The Turkish Kurd rebel group PKK confirmed Thursday that they were holding three German climbers hostage, that they were in good health, and that they would be released if Germany gives up its "hostile policies" against the group.
Kurdish rebels confirmed Thursday they had kidnapped three Germans in eastern Turkey and threatened not to release them unless Berlin ended its crackdown against their group and supporters, the pro-Kurdish Firat news agency reported.
The separatist Kurdistan Workers' Party (PKK) said in a statement published on Firat's Internet site, that the Germans, kidnapped while on a climbing trip on Mount Ararat, were in good health.
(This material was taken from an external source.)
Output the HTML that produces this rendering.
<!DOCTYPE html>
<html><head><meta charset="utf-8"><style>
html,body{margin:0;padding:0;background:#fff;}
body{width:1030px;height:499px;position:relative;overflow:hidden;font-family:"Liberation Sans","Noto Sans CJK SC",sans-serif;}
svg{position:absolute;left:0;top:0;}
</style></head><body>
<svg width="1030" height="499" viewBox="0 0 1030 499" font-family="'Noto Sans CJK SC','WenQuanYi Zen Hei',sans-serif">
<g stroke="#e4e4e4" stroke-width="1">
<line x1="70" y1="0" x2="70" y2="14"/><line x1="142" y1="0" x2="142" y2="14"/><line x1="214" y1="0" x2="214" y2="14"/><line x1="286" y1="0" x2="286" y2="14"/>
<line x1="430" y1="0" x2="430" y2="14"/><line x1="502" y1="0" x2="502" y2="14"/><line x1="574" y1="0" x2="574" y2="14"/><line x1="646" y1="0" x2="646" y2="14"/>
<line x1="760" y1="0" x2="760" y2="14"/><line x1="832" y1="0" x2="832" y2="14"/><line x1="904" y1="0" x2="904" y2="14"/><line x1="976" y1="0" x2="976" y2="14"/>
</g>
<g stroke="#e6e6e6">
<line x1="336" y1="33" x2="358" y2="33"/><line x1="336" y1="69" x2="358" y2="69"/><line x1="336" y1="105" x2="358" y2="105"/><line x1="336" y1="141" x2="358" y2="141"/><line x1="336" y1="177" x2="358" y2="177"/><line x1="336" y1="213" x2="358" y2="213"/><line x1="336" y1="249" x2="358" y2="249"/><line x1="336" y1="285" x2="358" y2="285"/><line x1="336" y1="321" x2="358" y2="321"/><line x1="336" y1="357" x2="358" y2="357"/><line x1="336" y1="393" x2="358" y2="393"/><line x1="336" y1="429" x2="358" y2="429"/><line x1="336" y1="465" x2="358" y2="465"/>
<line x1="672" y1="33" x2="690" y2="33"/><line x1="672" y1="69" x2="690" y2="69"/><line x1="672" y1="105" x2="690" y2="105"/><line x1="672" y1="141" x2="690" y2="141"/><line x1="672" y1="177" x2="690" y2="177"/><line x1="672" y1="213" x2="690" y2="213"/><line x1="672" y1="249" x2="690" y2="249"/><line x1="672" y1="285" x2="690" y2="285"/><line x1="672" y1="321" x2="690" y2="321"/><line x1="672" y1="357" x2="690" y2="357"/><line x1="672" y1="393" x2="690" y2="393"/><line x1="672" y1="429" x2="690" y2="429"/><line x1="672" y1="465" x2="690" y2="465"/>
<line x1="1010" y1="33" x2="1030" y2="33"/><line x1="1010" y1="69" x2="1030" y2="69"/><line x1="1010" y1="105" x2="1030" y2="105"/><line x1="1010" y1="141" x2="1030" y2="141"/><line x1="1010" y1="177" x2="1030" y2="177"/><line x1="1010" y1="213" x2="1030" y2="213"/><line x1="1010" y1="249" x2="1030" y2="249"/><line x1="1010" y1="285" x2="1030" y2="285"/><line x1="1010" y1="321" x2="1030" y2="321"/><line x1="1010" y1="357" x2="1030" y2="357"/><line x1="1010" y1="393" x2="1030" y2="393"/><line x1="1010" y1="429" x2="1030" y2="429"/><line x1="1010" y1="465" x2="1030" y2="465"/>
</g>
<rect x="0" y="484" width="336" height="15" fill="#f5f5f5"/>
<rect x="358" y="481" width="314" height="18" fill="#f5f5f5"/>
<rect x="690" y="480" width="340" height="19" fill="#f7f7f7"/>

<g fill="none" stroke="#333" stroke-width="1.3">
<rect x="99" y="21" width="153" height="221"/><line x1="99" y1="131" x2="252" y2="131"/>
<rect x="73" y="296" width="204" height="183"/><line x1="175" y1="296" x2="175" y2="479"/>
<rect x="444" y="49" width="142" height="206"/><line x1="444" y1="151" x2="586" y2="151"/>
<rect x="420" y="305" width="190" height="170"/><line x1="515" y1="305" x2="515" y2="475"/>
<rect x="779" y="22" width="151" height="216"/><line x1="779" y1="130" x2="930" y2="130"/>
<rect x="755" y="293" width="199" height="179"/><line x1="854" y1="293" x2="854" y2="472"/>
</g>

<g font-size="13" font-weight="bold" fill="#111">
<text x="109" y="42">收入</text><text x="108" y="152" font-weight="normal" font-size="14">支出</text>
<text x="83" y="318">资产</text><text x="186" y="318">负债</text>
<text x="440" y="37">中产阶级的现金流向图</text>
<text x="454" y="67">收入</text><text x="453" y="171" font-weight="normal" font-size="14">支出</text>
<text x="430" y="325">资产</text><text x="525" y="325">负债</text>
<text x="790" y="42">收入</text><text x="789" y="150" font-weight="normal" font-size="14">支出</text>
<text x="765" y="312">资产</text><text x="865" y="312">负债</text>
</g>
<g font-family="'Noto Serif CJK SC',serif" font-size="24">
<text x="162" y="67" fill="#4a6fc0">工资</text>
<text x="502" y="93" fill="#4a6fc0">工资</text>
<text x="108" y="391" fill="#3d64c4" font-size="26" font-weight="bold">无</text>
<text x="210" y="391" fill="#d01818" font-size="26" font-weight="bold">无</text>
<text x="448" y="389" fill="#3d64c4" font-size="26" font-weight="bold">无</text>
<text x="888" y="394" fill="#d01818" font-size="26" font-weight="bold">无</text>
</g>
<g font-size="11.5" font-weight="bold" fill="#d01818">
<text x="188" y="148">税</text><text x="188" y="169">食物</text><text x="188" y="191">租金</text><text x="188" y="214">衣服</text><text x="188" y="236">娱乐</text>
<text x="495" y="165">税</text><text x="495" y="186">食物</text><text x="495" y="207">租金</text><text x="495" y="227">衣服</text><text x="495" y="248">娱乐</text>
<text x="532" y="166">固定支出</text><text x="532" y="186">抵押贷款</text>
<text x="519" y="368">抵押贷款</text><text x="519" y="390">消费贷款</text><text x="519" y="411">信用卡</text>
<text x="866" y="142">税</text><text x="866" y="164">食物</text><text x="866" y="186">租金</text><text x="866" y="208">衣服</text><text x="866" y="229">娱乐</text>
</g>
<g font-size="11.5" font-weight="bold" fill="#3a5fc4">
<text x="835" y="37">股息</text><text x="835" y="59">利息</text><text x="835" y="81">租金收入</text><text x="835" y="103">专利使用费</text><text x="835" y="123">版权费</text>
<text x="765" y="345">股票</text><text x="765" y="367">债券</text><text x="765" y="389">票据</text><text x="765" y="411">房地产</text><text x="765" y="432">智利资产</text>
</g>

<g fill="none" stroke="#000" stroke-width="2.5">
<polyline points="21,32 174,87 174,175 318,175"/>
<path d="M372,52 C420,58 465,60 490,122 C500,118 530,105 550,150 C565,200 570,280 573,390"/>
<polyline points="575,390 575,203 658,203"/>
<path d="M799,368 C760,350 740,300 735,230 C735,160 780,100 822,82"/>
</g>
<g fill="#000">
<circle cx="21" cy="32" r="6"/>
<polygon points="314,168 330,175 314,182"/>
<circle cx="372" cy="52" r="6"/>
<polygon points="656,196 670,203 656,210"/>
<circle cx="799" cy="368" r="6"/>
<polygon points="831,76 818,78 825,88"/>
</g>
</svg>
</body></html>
"The German tourists will not be released unless the German state announces that it has given up its hostile policies against the Kurdish people and the PKK," the statement said.
The German government, however, rejected the demands and called for the immediate release of the three mountaineers.
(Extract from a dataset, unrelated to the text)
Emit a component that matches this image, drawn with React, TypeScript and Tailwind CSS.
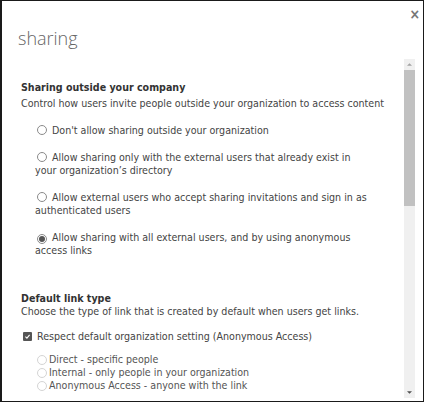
import React from 'react';

const OPTIONS = [
  { text: "Don't allow sharing outside your organization", checked: false },
  { text: 'Allow sharing only with the external users that already exist in your organization\u2019s directory', checked: false },
  { text: 'Allow external users who accept sharing invitations and sign in as authenticated users', checked: false },
  { text: 'Allow sharing with all external users, and by using anonymous access links', checked: true },
];

const LINK_TYPES = [
  'Direct - specific people',
  'Internal - only people in your organization',
  'Anonymous Access - anyone with the link',
];

function Radio({ checked, disabled }: { checked?: boolean; disabled?: boolean }) {
  return (
    <span
      className={
        'inline-flex items-center justify-center w-[10px] h-[10px] rounded-full border align-[-1px] bg-white ' +
        (disabled ? 'border-[#d4d4d4] bg-[#f4f4f4]' : 'border-[#8a8a8a]')
      }
    >
      {checked && <span className="w-[6px] h-[6px] rounded-full bg-[#555]" />}
    </span>
  );
}

export default function App() {
  return (
    <div
      className="relative w-[424px] h-[402px] bg-white border border-l-2 border-[#1a1a1a] overflow-hidden text-[#444]"
      style={{ fontFamily: '"DejaVu Sans Condensed", "DejaVu Sans", Verdana, sans-serif' }}
    >
      {/* Close */}
      <button className="absolute right-[3px] top-[6px] text-[#777] text-[14px] font-bold leading-none">×</button>

      <div className="pl-[16px] pt-[28px] h-[58px]">
        <h1
          className="text-[18px] font-light text-[#666] leading-none"
          style={{ fontFamily: '"Open Sans", sans-serif' }}
        >
          sharing
        </h1>
      </div>

      <div className="flex h-[339px]">
        <div className="flex-1 overflow-hidden pl-[19px] pr-[4px] text-[10.6px] leading-[13px]">
          <div className="pt-[22px] font-bold text-[#333] text-[10.6px]">Sharing outside your company</div>
          <div className="mt-[3px] whitespace-nowrap">Control how users invite people outside your organization to access content</div>

          <div className="pl-[14px] pr-[28px] mt-[14px] flex flex-col gap-[14px]">
            {OPTIONS.map((o) => (
              <p key={o.text}>
                <span className="ml-[2px] mr-[5px]">
                  <Radio checked={o.checked} />
                </span>
                {o.text}
              </p>
            ))}
          </div>

          <div className="mt-[35px] font-bold text-[#333] text-[10.6px]">Default link type</div>
          <div className="whitespace-nowrap">Choose the type of link that is created by default when users get links.</div>

          <label className="flex items-center gap-[5px] mt-[12px] ml-[2px]">
            <span className="w-[9px] h-[9px] bg-[#555] rounded-[1px] flex items-center justify-center">
              <svg viewBox="0 0 10 10" className="w-[7px] h-[7px]">
                <path d="M2 5.2 L4.2 7.3 L8 2.8" stroke="white" strokeWidth="1.6" fill="none" />
              </svg>
            </span>
            Respect default organization setting (Anonymous Access)
          </label>

          <div className="mt-[10px] ml-[16px] flex flex-col text-[#555]">
            {LINK_TYPES.map((t) => (
              <div key={t} className="flex items-center gap-[2px]">
                <Radio disabled />
                {t}
              </div>
            ))}
          </div>
        </div>

        {/* Scrollbar */}
        <div className="w-[11px] h-full bg-[#f0f0f0] flex flex-col items-center mr-[8px]">
          <div className="h-[11px] flex items-center justify-center">
            <svg viewBox="0 0 6 3" className="w-[5px] h-[3px]"><path d="M0 3 L3 0 L6 3Z" fill="#a3a3a3" /></svg>
          </div>
          <div className="w-full h-[136px] bg-[#c1c1c1]" />
          <div className="flex-1" />
          <div className="h-[11px] flex items-center justify-center">
            <svg viewBox="0 0 6 3" className="w-[5px] h-[3px]"><path d="M0 0 L6 0 L3 3Z" fill="#505050" /></svg>
          </div>
        </div>
      </div>
    </div>
  );
}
"The federal republic does not respond to blackmail," said Foreign Minister Frank-Walter Steinmeier.
The three hostages, seized late Tuesday, were among a group of 13 German mountaineers climbing Mount Ararat -- believed to be the final resting place of the Biblical Noah's Ark -- in Agri province close to the borders with Iran and Armenia.
Turkish paramilitary troops have launched a sweep to try and rescue the hostages and Agri governor Mehmet Cetin told the Anatolia news agency Thursday that Mount Ararat had been declared off-limits until further notice.
The PKK warned Turkish authorities to call off the search.
"The tourists are in good health, but the Turkish state needs to stop its operation in the field in order to ensure the safety" of the hostages, it said, adding that the rebels had not mistreated the hostages.
Germany is home to about 2.4 million Turks, which includes about 600,000 Kurds. Some 11,500 are believed to actively support the separatist movement, according to official figures.
Last month, German authorities banned the Danish-based Roj TV from broadcasting in the country because it promoted the PKK. They also ordered the closure of a production house that supplied the channel with programming.
The PKK, listed as a terrorist group by Ankara, the European Union and the United States, has been fighting for self-rule in Turkey's Kurdish-populated east and southeast since 1984. The conflict has claimed more than 37,000 lives.
The group, banned in Germany for nearly 15 years, has in the past kidnapped people, among them soldiers, police officers and tourists, but it is not a tactic it frequently employs.